HOUSTON, TX– Over the years, we’ve seen Mattress Mack’s daughter Elizabeth McIngvale grow up before our eyes in Gallery Furniture commercials. For the last 15 of those years, though, she’s been fighting a devastating illness– obsessive compulsive disorder. She calls it a “living nightmare” that began for her in the 7th grade.
“Kinda overnight, I started having these strange intrusive thoughts,” says McIngvale, now 27. “I started worrying about ‘Was I cheating on an exam because during the study group the day before people had talked about the answers and questions that showed up on the test?’ And if I wrote down the answer, was I cheating or copying their answer?”
Intrusive thoughts about the safety of those she loved began to overtake her life, too, along with rituals to deal with things like the extreme fear of getting sick and dying from her contaminated surroundings. She began to wash her hands 600 to 800 times a day. At school, she would hoard the paper towels she used in her backpack. She would throw away her schoolbooks because they were too unclean to touch.
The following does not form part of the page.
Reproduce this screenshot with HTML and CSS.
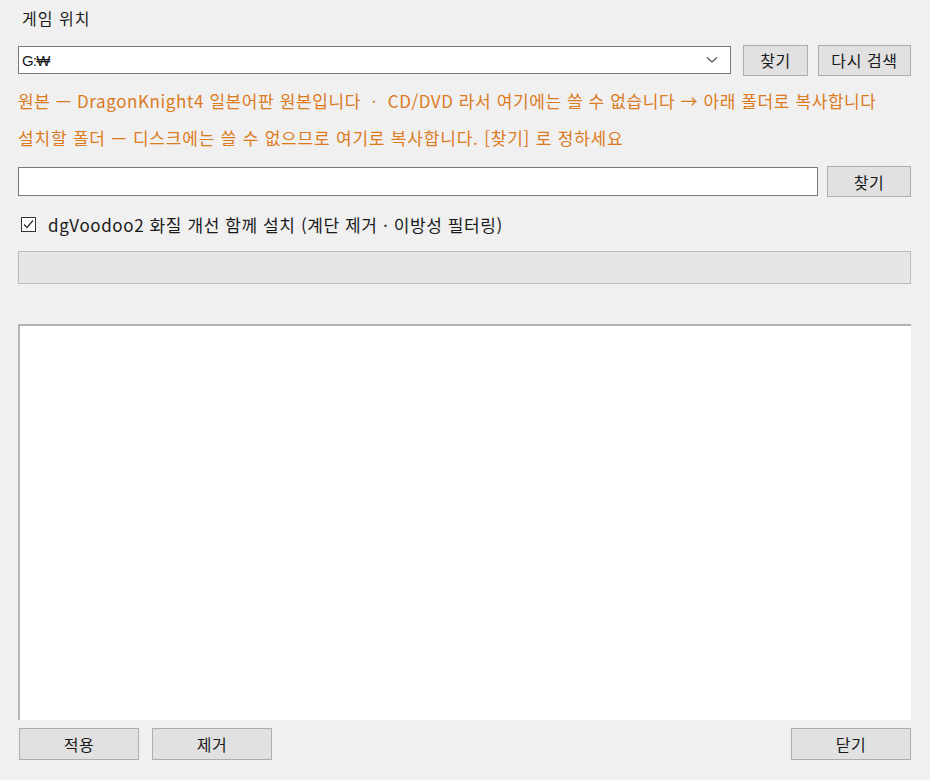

Elizabeth ended up dropping out of school that year and even went to live with her friend because she thought her own home was contaminated. That’s when her parents found the place that would help her– the Menninger Clinic in Topeka, Kansas. The clinic has since relocated to Houston.
The doctors at Menninger taught her all about her OCD and how she could manage it. She has since has gone on to become a national spokesperson for the illness. 10 years ago, she started the Peace of Mind Foundation to help others find help for their mental illnesses.
Although she points out she is not cured (“You always live with a mental illness, but it’s about learning to manage it”), she has been able to accomplish a lot despite her illness. She got married two years ago, earned her Ph.D. in social work from the University of Houston, started postdoctoral research at the Veterans Affairs Medical Center and just recently accepted a teaching job at Baylor.
“Growing up as Mack’s daughter, my parents easily could have said, ‘You know, let’s stay quiet about her illness. Let’s get her the help she needs, and let’s not talk about it.’ And I can’t explain the gratitude I have for them not doing that,” she says. “When you talk about it, and you help somebody else, it’s the greatest gift of healing.”